Directive => Count how many lines hold the word "size" and give that number as the whole answer.

Stored data =>
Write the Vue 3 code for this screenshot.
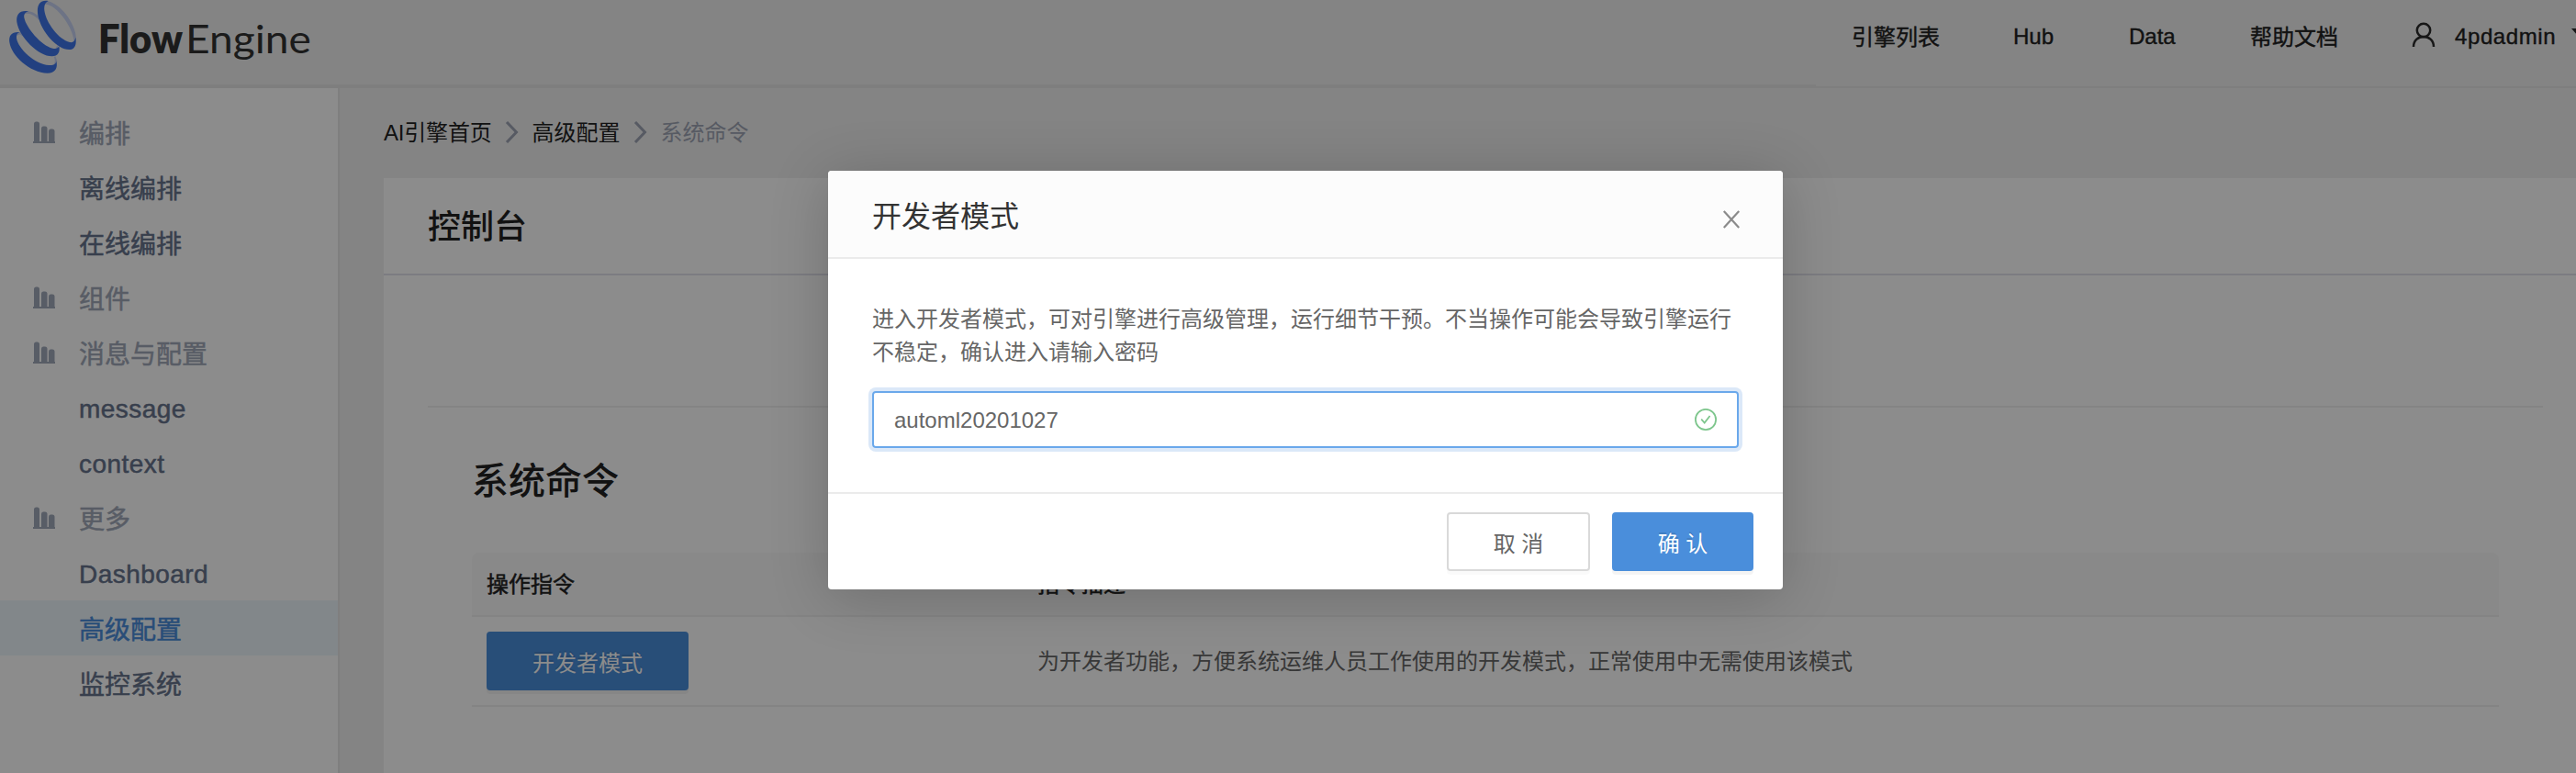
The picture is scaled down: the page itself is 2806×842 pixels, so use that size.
<script setup>
const links = [
  { label: '引擎列表', cls: 'engine cjk' },
  { label: 'Hub', cls: 'hub' },
  { label: 'Data', cls: 'data' },
  { label: '帮助文档', cls: 'docs cjk' },
]

const menu = [
  { label: '编排', group: true },
  { label: '离线编排' },
  { label: '在线编排' },
  { label: '组件', group: true },
  { label: '消息与配置', group: true },
  { label: 'message', latin: true },
  { label: 'context', latin: true },
  { label: '更多', group: true },
  { label: 'Dashboard', latin: true },
  { label: '高级配置', active: true },
  { label: '监控系统' },
]
</script>

<template>
  <div class="app">
    <header class="header">
      <svg class="logo" width="360" height="84" viewBox="0 0 360 84">
        <g transform="scale(.33333)">
          <path class="ring-light" d="M60 105 C70 104 76 108 82 116 L72 118 C68 112 62 112 54 118 Z M181 184 L187 200 L183 214 L174 212 C182 204 180 194 176 186 Z" />
          <path class="ring-blue" d="M64 105 C38 103 28 116 31 138 C37 182 98 238 155 239 C180 239 190 222 184 200 C182 210 175 214 160 213 C115 210 60 160 54 125 C53 115 56 108 64 105 Z" />
          <path class="ring-light" d="M88 36 C102 36 114 42 128 54 L128 66 C112 50 96 40 80 46 Z M187 148 L194 158 L190 166 L182 158 Z" />
          <path class="ring-blue" d="M94 37 C65 32 52 46 55 72 C62 120 125 184 170 184 C190 184 197 170 193 151 C189 159 182 160 172 158 C135 150 85 90 79 58 C77 46 84 39 94 37 Z" />
          <path class="ring-light" d="M147 3 C192 2 250 78 249 128 L242 142 C244 96 186 14 148 14 Z" />
          <path class="ring-blue" d="M158 3 C128 -2 119 20 124 50 C135 104 187 162 226 162 C245 162 251 145 247 122 C245 134 239 140 228 138 C192 130 150 74 145 34 C143 18 148 7 158 3 Z" />
        </g>
        <text class="flow" x="107" y="58" textLength="92" lengthAdjust="spacingAndGlyphs">Flow</text>
        <text class="engine-word" x="202" y="58" textLength="137" lengthAdjust="spacingAndGlyphs">Engine</text>
      </svg>
      <nav class="nav">
        <a v-for="link in links" :key="link.label" :class="link.cls">{{ link.label }}</a>
        <svg class="user" width="26" height="28" viewBox="0 0 26 28" fill="none">
          <circle cx="13" cy="9" r="7.2" />
          <path d="M2 27 C2 20 7 16 13 16 C19 16 24 20 24 27" />
        </svg>
        <span class="name">4pdadmin</span>
        <svg class="caret" width="14" height="8" viewBox="0 0 14 8"><path d="M0 0H14L7 8Z" /></svg>
      </nav>
    </header>
    <div class="rule"><div class="rule-left"></div></div>

    <div class="body">
      <aside class="sidebar">
        <div v-for="item in menu" :key="item.label" class="item" :class="{ group: item.group, active: item.active, latin: item.latin }">
          <span class="slot">
            <svg v-if="item.group" width="24" height="24" viewBox="0 0 24 24">
              <path d="M0 22H1V3Q1 .5 3.5 .5H4.500Q7 .5 7 3V22H9V8Q9 5.500 11 5.500H13Q15.500 5.500 15.500 8V22H17V11Q17 8.500 19 8.500H21Q23.500 8.500 23.500 11V22H24V24H0Z" />
            </svg>
          </span>
          <span>{{ item.label }}</span>
        </div>
      </aside>

      <main class="main">
        <div class="crumbs">
          <span class="home">AI引擎首页</span>
          <svg width="44" height="24" viewBox="0 0 44 24"><path d="M17 1L27.500 12L17 23" /></svg>
          <span>高级配置</span>
          <svg width="44" height="24" viewBox="0 0 44 24"><path d="M17 1L27.500 12L17 23" /></svg>
          <span class="current">系统命令</span>
        </div>
        <section class="card">
          <h1>控制台</h1>
          <div class="card-body">
            <div class="blank"></div>
            <div class="commands">
              <h2>系统命令</h2>
              <div class="row head">
                <div class="cell">操作指令</div>
                <div>指令描述</div>
              </div>
              <div class="row data-row">
                <div class="cell"><button class="btn primary wide">开发者模式</button></div>
                <div class="desc">为开发者功能，方便系统运维人员工作使用的开发模式，正常使用中无需使用该模式</div>
              </div>
            </div>
          </div>
        </section>
      </main>
    </div>

    <div class="mask">
      <div class="modal">
        <div class="modal-head">
          <span>开发者模式</span>
          <svg width="20" height="20" viewBox="0 0 20 20"><path d="M1.800 1L18.200 19M18.200 1L1.800 19" /></svg>
        </div>
        <div class="modal-body">
          <p>进入开发者模式，可对引擎进行高级管理，运行细节干预。不当操作可能会导致引擎运行不稳定，确认进入请输入密码</p>
          <div class="input">
            <span>automl20201027</span>
            <svg width="24" height="24" viewBox="0 0 24 24"><circle cx="12" cy="12" r="11.100" /><path d="M7.200 11.700L10.700 15.500L16.600 8" /></svg>
          </div>
        </div>
        <div class="modal-foot">
          <button class="btn cancel">取 消</button>
          <button class="btn primary ok">确 认</button>
        </div>
      </div>
    </div>
  </div>
</template>

<style>
html, body { margin: 0; overflow: hidden; }
</style>

<style scoped>
* { box-sizing: border-box; }
.app {
  position: relative;
  display: flex;
  flex-direction: column;
  width: 2806px;
  height: 842px;
  overflow: hidden;
  background: #f1f1f1;
  font-family: "Liberation Sans", "Noto Sans CJK SC", sans-serif;
  font-size: 24px;
  color: #222;
}
.header { display: flex; justify-content: space-between; height: 92px; flex: none; }
.logo { flex: none; }
.ring-blue { fill: #3e76ea; }
.ring-light { fill: #c6d2f2; }
.flow, .engine-word { font-family: Lato, sans-serif; font-size: 43px; fill: #323232; }
.flow { font-weight: 800; }
.engine-word { font-weight: 400; }
.nav { display: flex; align-items: center; height: 80px; width: 789px; flex: none; overflow: hidden; white-space: nowrap; -webkit-text-stroke: .4px #222; }
.nav > * { flex: none; }
.engine { width: 176px; }
.hub { width: 126px; }
.data { width: 132px; }
.docs { width: 176px; }
.cjk { padding-bottom: 4px; }
.user { stroke: #2a2a2a; stroke-width: 2.500; margin-top: -4px; }
.name { margin-left: 21px; width: 127px; letter-spacing: .6px; }
.caret { fill: #2a2a2a; margin-top: -10px; }
.rule { flex: none; height: 4px; border-bottom: 2px solid #e6e6e6; }
.rule-left { height: 2px; width: 1978px; background: #e6e6e6; }
.body { display: flex; flex: 1; min-height: 0; }
.sidebar { width: 370px; flex: none; padding-top: 18px; background: #fff; border-right: 2px solid #e8e8e8; }
.item { display: flex; align-items: center; height: 60px; padding-left: 36px; font-size: 28px; color: #66738c; -webkit-text-stroke: .5px; }
.slot { width: 50px; display: flex; }
.item svg { fill: #a0aabb; }
.item.latin { letter-spacing: .45px; padding-top: 3px; }
.item.group { color: #a0a8b8; }
.item.active { color: #4a8cda; background: #edf6fb; }
.main { flex: 1; min-width: 0; padding-left: 48px; display: flex; flex-direction: column; }
.crumbs { display: flex; align-items: center; height: 98px; flex: none; padding-bottom: 2px; }
.crumbs span { padding-bottom: 4px; }
.home { letter-spacing: -.2px; }
.crumbs svg { fill: none; stroke: #9ea5b4; stroke-width: 3; }
.crumbs .current { color: #9ea5b4; }
.card { flex: 1; background: #fff; }
h1, h2 { margin: 0; font-weight: 500; color: #222; }
h1 { height: 106px; padding-left: 48px; line-height: 108px; font-size: 36px; border-bottom: 2px solid #e2e2ec; }
.card-body { padding: 0 36px 0 48px; }
.blank { height: 144px; border-bottom: 2px solid #f0f0f0; }
.commands { padding: 0 48px; }
h2 { height: 158px; line-height: 161px; font-size: 40px; }
.row { display: flex; align-items: center; border-bottom: 2px solid #f0f0f0; color: #666; }
.cell { width: 600px; margin-left: 16px; flex: none; }
.head { height: 70px; padding-bottom: 4px; background: #fafafa; color: #222; -webkit-text-stroke: .5px; border-radius: 8px 8px 0 0; }
.data-row { height: 98px; }
.desc { padding-bottom: 3px; }
.btn { display: block; height: 64px; padding: 0; font: inherit; border: 2px solid #d9d9d9; border-radius: 4px; background: #fff; color: #666; box-shadow: 0 4px 0 rgba(0, 0, 0, .02); }
.primary { border-color: #4a8edb; background: #4a8edb; color: #fff; text-shadow: 0 -2px 0 rgba(0, 0, 0, .12); box-shadow: 0 4px 0 rgba(0, 0, 0, .045); }
.wide { width: 220px; }
.mask { position: absolute; inset: 0; background: rgba(0, 0, 0, .45); padding: 186px 0 0 902px; }
.modal { width: 1040px; height: 456px; display: flex; flex-direction: column; border-radius: 4px; overflow: hidden; background: #fff; color: #666; box-shadow: 0 8px 64px rgba(0, 0, 0, .2); }
.modal-head { height: 96px; flex: none; display: flex; justify-content: space-between; align-items: center; padding: 0 46px 0 48px; background: #fcfcfc; border-bottom: 2px solid #ebebeb; font-size: 32px; color: #333; }
.modal-head svg { stroke: #8b8b8b; stroke-width: 2.200; margin-top: 12px; }
.modal-body { flex: 1; padding: 48px 48px 0; }
p { margin: 0 0 24px; line-height: 36px; }
.input { display: flex; justify-content: space-between; align-items: center; height: 62px; padding: 0 22px; border: 2px solid #6aa8eb; border-radius: 4px; box-shadow: 0 0 0 4px #dbe8f8; }
.input svg { fill: none; stroke: #7ec68d; stroke-width: 1.800; }
.input span { padding-top: 2px; }
.modal-foot { height: 106px; flex: none; display: flex; justify-content: flex-end; gap: 24px; padding: 20px 32px 0 0; border-top: 2px solid #ebebeb; }
.cancel { width: 156px; }
.ok { width: 154px; }
</style>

The reply => 7